Leaving out every picture, copy the lines of the data exactly, from the first through the line containing "React.ReactNode; size?: string;".

>> start DATASET EXCERPT

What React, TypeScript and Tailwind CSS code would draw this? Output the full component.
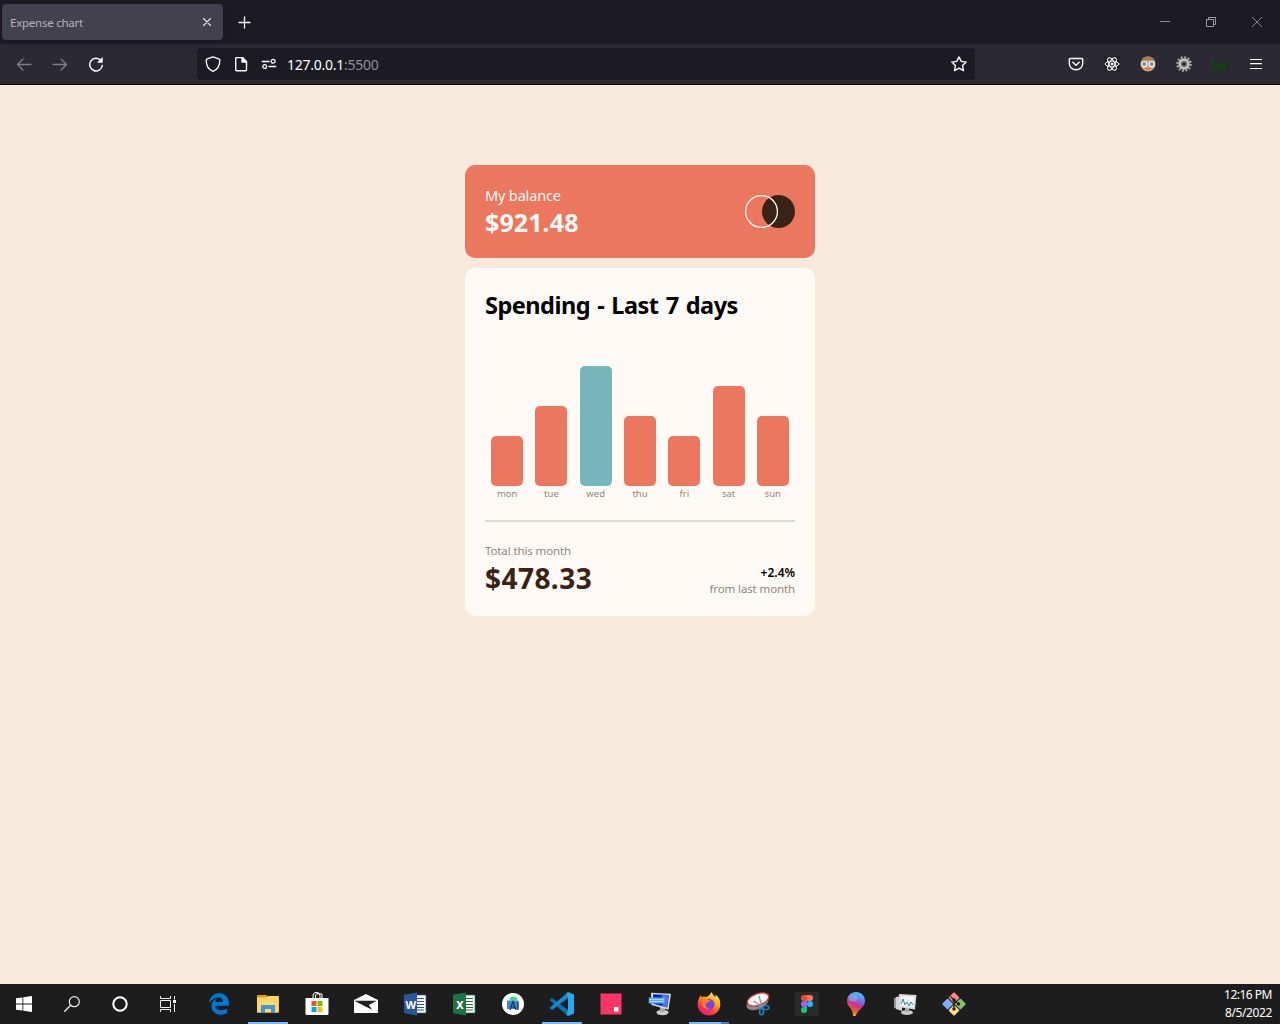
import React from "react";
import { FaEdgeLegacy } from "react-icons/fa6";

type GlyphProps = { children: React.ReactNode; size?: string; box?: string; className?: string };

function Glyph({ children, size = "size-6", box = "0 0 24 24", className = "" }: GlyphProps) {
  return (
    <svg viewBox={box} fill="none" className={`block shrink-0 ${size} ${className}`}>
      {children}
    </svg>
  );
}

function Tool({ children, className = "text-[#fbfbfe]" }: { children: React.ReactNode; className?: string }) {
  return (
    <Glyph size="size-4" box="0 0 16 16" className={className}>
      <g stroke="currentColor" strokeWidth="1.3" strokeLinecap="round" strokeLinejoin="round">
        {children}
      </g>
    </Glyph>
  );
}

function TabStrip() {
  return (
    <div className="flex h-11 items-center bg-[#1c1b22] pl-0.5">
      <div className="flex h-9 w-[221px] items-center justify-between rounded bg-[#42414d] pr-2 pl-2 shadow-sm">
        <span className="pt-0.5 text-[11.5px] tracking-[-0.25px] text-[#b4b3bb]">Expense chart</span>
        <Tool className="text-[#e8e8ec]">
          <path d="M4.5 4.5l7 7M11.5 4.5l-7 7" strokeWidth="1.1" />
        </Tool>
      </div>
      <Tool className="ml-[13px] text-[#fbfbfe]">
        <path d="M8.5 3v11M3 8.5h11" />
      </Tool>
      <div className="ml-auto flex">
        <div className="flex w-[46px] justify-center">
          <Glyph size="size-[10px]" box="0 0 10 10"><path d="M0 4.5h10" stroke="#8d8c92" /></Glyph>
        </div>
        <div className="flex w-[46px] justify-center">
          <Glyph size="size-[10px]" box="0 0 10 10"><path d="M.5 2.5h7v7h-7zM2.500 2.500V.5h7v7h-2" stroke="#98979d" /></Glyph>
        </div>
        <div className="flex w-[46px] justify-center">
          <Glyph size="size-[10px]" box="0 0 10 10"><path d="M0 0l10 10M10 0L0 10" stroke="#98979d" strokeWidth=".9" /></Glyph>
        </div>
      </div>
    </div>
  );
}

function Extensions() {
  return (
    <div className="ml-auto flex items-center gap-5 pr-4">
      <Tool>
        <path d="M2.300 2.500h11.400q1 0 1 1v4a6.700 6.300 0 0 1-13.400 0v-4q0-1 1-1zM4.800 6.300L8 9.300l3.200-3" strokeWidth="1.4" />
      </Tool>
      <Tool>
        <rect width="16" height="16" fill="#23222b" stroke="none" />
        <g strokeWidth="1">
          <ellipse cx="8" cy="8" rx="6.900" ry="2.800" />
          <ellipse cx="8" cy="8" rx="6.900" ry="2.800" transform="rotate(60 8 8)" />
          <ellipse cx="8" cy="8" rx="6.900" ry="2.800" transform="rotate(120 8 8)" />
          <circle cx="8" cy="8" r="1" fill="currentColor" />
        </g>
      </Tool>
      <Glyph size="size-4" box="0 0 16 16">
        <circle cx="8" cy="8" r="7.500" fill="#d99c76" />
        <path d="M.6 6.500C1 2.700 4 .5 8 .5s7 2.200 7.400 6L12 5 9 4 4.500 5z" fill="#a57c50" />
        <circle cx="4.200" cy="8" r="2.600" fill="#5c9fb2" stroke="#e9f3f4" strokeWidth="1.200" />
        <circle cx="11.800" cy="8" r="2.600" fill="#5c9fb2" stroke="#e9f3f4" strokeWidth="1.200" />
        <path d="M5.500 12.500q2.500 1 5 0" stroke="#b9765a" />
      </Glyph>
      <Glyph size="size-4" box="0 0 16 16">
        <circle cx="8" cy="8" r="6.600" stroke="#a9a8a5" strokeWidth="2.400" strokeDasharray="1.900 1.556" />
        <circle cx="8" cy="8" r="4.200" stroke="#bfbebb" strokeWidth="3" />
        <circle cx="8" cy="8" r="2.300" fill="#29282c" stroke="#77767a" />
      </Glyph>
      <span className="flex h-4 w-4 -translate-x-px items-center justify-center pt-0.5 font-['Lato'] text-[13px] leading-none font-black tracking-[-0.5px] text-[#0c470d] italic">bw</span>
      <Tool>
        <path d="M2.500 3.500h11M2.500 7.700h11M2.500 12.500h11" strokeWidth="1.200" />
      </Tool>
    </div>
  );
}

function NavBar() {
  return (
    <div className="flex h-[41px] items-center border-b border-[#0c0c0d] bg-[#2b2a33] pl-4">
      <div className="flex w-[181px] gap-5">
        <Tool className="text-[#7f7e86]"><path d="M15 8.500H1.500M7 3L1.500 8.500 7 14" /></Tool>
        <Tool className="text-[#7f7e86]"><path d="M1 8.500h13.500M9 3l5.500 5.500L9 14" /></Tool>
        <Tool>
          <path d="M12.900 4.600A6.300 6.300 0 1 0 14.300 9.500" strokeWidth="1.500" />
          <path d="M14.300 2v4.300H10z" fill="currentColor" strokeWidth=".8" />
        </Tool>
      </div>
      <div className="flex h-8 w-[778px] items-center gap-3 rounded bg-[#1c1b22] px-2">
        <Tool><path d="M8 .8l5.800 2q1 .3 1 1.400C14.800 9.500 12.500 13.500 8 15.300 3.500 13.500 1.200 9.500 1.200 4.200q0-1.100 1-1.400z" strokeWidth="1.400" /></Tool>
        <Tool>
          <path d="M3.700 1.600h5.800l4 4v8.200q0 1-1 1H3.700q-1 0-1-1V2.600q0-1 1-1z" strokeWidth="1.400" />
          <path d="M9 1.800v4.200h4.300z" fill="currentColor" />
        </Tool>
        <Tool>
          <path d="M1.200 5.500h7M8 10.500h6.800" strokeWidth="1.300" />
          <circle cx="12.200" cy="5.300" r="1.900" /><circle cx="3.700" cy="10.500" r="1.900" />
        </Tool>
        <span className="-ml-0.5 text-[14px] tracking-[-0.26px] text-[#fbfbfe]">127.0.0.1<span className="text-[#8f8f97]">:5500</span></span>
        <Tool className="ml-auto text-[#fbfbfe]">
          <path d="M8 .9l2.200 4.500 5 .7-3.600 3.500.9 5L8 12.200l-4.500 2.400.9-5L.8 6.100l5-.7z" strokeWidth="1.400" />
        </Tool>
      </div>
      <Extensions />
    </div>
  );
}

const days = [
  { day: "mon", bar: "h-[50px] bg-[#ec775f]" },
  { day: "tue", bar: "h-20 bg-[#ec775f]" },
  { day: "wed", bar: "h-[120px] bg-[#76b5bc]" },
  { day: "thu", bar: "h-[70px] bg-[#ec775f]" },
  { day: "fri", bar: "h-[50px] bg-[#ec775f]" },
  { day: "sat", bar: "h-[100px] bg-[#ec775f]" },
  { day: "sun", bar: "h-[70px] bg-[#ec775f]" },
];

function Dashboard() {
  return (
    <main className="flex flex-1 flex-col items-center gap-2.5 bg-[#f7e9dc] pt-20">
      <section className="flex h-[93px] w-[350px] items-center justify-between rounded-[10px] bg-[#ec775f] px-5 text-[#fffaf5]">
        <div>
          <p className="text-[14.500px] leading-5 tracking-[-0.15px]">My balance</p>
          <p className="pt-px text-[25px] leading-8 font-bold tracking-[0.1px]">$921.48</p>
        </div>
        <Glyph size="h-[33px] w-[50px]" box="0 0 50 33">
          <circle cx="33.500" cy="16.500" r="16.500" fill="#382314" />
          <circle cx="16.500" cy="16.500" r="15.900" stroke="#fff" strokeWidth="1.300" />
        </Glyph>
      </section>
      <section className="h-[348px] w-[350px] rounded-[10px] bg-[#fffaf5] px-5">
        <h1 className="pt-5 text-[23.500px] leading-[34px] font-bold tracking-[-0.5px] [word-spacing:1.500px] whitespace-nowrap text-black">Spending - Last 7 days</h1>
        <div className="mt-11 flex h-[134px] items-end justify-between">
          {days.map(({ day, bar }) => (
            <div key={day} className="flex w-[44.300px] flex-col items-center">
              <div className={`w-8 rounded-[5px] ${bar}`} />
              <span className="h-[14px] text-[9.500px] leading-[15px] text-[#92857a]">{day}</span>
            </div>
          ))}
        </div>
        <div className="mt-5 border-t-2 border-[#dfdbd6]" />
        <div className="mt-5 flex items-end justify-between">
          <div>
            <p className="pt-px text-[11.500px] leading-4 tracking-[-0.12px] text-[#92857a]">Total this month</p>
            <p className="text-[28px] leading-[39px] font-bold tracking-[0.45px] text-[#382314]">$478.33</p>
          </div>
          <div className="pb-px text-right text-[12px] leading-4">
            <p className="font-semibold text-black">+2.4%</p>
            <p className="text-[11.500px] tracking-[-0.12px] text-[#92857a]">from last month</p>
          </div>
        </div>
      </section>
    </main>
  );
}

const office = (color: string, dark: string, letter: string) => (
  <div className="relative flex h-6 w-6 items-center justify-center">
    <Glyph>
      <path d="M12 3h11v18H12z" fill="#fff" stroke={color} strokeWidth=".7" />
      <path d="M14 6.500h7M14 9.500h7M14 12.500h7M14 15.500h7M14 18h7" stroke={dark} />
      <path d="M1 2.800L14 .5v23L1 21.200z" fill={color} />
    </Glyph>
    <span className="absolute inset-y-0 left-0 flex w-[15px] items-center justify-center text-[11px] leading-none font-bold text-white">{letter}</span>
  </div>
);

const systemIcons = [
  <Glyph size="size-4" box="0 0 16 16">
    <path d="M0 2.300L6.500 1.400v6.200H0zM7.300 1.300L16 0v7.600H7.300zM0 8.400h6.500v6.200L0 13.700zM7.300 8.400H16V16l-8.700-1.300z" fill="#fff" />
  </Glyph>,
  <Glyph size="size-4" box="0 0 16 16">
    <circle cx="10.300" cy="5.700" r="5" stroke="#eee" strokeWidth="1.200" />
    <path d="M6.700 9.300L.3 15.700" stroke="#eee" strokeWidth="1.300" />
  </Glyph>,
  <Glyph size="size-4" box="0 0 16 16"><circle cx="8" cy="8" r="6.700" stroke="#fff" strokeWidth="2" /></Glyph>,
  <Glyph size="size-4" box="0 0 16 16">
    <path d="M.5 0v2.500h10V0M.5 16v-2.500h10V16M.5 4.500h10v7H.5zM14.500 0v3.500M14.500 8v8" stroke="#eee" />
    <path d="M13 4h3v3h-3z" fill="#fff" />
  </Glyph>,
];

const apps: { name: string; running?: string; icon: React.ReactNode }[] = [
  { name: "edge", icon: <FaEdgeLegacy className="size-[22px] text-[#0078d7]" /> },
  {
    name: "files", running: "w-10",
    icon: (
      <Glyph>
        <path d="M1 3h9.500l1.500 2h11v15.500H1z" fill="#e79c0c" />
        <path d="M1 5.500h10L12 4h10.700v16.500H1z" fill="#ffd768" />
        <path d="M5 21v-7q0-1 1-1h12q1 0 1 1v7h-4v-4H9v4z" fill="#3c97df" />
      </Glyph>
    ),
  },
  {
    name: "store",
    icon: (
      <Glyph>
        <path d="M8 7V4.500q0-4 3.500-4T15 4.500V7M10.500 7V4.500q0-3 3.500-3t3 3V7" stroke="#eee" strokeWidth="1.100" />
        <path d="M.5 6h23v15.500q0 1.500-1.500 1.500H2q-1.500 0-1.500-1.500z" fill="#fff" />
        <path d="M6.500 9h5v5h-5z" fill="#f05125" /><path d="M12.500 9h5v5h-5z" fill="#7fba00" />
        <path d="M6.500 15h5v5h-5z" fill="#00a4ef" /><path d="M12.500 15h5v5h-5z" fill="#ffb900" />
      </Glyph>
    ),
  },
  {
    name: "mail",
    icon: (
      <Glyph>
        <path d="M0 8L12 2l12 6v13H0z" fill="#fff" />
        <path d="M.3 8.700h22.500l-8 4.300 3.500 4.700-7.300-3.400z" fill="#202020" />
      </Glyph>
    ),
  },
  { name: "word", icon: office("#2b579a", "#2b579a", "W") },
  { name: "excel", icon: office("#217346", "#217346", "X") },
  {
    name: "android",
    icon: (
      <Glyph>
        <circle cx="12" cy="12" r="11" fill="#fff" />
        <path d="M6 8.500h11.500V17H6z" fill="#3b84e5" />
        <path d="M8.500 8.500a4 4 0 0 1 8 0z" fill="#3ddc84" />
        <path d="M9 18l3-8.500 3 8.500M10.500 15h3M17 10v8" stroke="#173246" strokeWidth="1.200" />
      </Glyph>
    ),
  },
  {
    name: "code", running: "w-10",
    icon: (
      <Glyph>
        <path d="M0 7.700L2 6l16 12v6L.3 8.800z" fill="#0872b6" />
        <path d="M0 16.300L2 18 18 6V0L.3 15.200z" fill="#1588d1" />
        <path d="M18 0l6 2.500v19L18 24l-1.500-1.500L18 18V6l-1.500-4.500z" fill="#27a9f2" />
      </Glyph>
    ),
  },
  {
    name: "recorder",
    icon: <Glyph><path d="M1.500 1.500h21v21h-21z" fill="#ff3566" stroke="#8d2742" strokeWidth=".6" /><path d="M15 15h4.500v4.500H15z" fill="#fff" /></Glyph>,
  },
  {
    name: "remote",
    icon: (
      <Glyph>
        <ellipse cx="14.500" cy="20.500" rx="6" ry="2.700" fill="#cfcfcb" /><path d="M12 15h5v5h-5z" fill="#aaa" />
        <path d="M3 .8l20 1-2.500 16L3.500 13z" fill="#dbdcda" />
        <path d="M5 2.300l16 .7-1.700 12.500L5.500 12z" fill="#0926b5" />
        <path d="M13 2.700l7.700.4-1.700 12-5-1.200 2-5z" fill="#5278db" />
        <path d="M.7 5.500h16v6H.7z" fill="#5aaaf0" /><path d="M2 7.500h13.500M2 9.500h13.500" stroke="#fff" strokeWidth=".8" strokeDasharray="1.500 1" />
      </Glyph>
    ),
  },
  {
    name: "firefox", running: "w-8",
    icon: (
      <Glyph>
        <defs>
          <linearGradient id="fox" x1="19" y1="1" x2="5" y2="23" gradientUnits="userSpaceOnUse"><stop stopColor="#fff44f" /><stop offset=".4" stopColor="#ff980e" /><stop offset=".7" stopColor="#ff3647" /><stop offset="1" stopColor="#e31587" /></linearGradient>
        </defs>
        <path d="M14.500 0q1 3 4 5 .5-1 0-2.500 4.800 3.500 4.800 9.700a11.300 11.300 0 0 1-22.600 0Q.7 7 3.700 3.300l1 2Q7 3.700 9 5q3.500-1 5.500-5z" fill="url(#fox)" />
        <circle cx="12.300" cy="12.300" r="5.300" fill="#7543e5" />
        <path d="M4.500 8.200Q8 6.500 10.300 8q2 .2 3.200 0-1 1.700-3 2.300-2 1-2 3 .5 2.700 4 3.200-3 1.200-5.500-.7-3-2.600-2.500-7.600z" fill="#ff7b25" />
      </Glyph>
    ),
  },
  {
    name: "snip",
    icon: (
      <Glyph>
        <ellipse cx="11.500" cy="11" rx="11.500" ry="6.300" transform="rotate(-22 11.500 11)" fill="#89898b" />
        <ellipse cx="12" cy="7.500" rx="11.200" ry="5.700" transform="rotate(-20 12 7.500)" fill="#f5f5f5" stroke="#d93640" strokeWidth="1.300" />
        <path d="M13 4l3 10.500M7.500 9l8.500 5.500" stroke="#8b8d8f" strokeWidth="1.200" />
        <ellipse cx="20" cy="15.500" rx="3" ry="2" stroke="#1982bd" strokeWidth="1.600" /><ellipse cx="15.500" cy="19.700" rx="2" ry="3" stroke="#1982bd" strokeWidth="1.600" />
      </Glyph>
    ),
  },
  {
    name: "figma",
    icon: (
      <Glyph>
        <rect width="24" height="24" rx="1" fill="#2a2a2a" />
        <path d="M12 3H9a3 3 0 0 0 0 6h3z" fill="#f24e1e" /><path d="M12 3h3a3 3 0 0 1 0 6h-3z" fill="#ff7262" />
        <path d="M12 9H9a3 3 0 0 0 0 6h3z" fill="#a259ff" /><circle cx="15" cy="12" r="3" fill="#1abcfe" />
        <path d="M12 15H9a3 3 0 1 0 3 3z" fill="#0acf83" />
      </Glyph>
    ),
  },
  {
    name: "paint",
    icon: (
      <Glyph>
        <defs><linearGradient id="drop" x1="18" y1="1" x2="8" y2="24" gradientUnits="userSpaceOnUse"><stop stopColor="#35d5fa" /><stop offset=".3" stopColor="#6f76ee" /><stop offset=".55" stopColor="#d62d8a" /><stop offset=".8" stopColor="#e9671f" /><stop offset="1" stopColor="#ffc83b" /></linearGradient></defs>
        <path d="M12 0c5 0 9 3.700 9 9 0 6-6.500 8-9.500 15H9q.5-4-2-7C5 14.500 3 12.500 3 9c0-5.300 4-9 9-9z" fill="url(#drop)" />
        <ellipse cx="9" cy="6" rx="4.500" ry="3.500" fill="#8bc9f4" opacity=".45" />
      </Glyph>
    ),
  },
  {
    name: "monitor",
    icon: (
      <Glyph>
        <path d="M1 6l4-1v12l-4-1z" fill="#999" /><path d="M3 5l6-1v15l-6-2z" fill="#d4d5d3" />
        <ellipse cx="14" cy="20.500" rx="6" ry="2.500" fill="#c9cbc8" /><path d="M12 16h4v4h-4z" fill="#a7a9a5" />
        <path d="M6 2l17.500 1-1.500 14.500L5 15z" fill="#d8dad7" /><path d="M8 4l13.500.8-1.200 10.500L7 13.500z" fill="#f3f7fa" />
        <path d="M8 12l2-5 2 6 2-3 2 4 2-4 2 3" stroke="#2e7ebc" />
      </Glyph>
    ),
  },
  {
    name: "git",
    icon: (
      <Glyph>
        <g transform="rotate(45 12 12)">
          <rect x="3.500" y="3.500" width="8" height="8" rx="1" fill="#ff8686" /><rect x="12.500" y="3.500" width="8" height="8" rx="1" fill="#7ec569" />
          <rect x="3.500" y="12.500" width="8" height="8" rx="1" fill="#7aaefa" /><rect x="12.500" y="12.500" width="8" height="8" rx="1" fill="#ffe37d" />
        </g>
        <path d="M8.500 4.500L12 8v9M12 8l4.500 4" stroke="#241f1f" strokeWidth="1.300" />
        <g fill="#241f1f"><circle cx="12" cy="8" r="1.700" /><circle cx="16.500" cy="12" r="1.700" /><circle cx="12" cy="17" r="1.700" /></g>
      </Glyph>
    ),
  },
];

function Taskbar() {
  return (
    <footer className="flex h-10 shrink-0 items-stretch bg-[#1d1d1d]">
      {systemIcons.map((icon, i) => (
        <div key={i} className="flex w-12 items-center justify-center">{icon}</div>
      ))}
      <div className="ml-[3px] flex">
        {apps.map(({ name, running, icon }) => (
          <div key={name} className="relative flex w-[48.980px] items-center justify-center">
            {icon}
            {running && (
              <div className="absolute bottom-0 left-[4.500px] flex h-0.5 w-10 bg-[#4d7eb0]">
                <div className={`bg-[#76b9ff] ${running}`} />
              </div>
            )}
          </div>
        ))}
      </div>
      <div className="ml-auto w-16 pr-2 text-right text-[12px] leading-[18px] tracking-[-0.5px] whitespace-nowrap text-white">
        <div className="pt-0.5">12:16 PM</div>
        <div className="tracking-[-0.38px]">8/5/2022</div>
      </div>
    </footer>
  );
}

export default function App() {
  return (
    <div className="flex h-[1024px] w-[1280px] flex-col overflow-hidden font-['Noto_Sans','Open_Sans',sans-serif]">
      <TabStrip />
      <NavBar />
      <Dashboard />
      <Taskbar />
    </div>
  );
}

>> end DATASET EXCERPT

## EXPECTED ANSWER
What React, TypeScript and Tailwind CSS code would draw this? Output the full component.
import React from "react";
import { FaEdgeLegacy } from "react-icons/fa6";

type GlyphProps = { children: React.ReactNode; size?: string; box?: string; className?: string };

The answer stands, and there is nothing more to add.